**The data:**
---*---
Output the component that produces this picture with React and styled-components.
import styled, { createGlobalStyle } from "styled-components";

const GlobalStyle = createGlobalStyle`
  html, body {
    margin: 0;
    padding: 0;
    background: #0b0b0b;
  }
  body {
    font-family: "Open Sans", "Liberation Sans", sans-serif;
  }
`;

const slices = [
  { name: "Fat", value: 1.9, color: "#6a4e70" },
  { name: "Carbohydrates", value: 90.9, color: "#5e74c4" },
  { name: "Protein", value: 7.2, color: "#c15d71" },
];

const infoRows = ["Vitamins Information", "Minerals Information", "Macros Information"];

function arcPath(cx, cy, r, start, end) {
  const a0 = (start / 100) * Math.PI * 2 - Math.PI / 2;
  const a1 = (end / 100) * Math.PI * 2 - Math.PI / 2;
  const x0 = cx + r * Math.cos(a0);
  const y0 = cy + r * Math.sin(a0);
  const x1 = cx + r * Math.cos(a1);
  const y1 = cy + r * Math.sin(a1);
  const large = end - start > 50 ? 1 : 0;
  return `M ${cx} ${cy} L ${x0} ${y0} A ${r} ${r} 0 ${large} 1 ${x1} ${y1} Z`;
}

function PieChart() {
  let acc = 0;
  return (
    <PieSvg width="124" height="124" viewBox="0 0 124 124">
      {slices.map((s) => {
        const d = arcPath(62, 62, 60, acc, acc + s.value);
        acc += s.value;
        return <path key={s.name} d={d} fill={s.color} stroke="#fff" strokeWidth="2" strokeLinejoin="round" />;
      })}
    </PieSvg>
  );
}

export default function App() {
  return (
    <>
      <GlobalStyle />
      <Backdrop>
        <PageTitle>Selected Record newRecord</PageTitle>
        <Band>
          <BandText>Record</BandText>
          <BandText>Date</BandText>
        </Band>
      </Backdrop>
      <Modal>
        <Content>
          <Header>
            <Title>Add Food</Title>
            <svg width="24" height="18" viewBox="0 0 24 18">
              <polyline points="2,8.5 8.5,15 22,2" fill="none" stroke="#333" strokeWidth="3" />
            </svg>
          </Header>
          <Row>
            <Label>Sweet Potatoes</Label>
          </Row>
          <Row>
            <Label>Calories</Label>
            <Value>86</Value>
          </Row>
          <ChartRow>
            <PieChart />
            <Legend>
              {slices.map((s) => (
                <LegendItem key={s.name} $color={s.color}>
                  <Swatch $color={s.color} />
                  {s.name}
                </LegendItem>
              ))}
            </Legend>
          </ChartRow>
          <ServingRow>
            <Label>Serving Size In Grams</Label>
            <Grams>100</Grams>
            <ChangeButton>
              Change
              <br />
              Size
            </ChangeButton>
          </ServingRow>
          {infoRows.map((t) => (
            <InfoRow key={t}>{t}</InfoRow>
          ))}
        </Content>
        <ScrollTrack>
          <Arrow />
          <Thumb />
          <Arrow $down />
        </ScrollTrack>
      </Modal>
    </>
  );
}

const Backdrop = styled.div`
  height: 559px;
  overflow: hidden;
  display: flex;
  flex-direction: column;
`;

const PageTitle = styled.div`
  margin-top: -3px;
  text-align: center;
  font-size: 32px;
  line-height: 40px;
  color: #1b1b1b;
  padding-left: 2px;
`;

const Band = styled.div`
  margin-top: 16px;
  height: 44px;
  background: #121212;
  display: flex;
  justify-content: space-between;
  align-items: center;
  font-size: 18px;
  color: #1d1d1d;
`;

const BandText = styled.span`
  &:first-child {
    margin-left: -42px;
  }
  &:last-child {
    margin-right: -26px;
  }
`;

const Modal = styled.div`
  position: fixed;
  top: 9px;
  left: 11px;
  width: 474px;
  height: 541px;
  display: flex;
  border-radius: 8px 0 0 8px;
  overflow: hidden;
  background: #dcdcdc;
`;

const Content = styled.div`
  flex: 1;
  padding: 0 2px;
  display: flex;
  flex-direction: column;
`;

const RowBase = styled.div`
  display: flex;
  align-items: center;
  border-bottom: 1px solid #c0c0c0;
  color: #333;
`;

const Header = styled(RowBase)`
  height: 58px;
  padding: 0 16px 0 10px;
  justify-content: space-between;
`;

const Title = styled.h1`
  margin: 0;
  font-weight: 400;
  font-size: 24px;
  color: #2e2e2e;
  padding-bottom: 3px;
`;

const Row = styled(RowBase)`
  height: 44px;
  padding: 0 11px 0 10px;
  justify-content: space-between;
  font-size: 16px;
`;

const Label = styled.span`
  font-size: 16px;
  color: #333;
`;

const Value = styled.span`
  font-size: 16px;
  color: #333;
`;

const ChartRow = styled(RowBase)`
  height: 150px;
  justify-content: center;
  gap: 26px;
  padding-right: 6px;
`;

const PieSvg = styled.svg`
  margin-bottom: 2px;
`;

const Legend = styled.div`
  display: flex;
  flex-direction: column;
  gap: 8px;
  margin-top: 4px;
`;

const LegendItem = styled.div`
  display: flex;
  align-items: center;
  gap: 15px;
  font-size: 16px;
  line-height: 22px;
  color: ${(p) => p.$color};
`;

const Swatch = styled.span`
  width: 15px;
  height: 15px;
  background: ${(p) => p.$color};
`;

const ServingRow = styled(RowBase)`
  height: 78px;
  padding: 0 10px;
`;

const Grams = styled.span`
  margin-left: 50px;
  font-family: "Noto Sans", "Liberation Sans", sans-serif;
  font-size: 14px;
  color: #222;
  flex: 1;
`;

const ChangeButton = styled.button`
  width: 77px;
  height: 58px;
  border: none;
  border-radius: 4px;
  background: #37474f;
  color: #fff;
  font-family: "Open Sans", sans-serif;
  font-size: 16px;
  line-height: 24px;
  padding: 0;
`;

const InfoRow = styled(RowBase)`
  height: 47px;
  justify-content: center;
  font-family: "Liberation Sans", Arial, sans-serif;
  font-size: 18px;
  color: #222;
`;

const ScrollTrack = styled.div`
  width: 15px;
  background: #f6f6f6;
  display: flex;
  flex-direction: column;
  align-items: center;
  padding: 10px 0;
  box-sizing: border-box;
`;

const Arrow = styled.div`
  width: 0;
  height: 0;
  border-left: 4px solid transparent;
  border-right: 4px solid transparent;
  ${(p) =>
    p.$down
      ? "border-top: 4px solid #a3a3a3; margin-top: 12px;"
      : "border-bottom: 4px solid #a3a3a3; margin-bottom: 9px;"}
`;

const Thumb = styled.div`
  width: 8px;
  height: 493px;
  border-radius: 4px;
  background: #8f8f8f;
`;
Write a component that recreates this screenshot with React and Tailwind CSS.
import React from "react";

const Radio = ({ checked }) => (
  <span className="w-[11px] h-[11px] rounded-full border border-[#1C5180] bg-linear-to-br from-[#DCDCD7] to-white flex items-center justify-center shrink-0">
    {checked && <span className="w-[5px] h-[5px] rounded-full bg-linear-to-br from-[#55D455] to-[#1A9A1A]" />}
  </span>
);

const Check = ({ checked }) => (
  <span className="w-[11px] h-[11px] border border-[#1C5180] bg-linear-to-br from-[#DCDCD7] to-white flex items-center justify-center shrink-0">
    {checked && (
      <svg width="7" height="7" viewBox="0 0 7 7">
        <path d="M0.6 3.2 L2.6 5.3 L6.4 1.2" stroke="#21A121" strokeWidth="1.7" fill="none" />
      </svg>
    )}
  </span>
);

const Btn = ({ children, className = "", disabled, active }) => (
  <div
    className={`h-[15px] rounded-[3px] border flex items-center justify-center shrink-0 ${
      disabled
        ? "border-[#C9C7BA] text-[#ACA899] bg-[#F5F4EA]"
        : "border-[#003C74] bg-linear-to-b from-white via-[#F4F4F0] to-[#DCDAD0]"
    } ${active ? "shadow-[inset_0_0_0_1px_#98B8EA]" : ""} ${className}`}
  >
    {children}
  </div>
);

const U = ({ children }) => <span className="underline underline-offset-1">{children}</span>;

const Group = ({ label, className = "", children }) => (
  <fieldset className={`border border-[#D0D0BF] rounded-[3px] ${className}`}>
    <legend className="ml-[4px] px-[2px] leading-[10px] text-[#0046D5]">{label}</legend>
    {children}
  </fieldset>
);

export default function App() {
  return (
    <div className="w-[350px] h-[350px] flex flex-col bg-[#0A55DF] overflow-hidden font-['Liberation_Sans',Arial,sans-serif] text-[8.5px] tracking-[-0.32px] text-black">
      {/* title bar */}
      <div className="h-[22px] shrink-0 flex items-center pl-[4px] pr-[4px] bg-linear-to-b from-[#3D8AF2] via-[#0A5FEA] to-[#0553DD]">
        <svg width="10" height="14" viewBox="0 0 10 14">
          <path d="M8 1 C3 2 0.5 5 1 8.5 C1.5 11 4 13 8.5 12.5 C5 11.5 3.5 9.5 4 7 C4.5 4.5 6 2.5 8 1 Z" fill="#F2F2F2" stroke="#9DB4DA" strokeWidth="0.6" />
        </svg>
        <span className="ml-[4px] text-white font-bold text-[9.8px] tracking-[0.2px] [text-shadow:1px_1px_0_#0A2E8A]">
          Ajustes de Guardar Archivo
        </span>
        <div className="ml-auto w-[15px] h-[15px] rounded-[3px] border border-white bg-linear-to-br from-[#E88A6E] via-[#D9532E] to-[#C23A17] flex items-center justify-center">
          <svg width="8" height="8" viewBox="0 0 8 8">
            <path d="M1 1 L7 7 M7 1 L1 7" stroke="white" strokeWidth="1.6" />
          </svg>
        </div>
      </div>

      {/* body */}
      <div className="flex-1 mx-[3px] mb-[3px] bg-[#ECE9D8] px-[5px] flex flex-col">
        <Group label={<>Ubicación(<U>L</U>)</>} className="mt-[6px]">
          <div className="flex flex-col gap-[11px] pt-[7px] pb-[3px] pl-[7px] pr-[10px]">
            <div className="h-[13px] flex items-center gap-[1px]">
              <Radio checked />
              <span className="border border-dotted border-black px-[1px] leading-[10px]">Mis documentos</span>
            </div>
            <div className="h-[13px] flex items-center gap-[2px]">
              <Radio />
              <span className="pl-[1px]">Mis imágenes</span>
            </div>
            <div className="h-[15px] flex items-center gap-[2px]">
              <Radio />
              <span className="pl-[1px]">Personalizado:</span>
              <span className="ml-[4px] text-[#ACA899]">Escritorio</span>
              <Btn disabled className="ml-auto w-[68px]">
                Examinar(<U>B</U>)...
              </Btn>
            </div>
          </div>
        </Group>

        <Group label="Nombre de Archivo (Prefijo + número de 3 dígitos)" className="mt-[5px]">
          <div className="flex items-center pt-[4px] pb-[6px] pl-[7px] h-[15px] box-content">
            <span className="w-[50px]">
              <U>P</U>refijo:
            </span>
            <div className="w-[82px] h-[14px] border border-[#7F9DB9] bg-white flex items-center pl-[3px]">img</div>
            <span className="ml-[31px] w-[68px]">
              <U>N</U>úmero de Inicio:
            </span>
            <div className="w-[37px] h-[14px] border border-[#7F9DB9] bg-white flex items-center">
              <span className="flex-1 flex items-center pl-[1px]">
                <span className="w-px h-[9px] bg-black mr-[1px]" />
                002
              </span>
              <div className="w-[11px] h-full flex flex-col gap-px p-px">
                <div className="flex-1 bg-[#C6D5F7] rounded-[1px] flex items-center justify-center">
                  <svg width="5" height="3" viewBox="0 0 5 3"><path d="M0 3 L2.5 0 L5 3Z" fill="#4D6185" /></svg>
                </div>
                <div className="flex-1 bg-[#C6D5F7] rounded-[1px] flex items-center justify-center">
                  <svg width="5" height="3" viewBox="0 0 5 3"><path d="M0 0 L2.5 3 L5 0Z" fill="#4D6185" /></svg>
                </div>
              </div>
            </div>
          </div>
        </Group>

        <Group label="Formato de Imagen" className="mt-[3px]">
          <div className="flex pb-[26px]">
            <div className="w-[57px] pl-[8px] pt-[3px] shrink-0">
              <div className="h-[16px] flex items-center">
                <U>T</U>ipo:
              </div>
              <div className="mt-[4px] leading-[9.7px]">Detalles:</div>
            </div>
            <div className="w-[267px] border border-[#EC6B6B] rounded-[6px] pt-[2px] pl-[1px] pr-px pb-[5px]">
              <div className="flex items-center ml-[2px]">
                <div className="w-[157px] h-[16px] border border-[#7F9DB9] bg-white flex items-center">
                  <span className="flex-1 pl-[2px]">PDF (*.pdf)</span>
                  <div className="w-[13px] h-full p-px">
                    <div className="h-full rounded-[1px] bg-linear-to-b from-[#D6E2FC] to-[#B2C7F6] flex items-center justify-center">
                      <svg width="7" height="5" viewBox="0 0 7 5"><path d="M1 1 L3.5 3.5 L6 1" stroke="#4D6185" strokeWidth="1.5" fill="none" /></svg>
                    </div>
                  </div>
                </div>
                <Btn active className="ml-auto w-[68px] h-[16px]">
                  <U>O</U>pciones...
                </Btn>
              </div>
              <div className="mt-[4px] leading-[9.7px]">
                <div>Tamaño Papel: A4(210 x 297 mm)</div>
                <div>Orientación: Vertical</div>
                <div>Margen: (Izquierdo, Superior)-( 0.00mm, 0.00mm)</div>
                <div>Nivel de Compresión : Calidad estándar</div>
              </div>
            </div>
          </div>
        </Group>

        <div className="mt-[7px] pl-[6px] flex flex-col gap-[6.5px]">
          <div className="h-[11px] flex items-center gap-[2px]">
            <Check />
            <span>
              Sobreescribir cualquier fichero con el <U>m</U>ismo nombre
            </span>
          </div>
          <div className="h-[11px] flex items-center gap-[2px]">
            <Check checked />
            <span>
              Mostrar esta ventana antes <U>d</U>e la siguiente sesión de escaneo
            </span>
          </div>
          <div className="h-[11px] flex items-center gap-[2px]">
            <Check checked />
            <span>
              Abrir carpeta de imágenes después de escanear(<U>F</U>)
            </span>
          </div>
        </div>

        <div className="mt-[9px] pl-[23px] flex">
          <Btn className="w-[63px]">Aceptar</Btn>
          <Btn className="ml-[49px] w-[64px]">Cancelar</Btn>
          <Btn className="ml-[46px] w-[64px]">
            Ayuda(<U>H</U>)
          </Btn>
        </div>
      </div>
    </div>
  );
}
---*---
**Task requirements:** Show each line holding the word "with".

**Task output:**
Output the component that produces this picture with React and styled-components.
Write a component that recreates this screenshot with React and Tailwind CSS.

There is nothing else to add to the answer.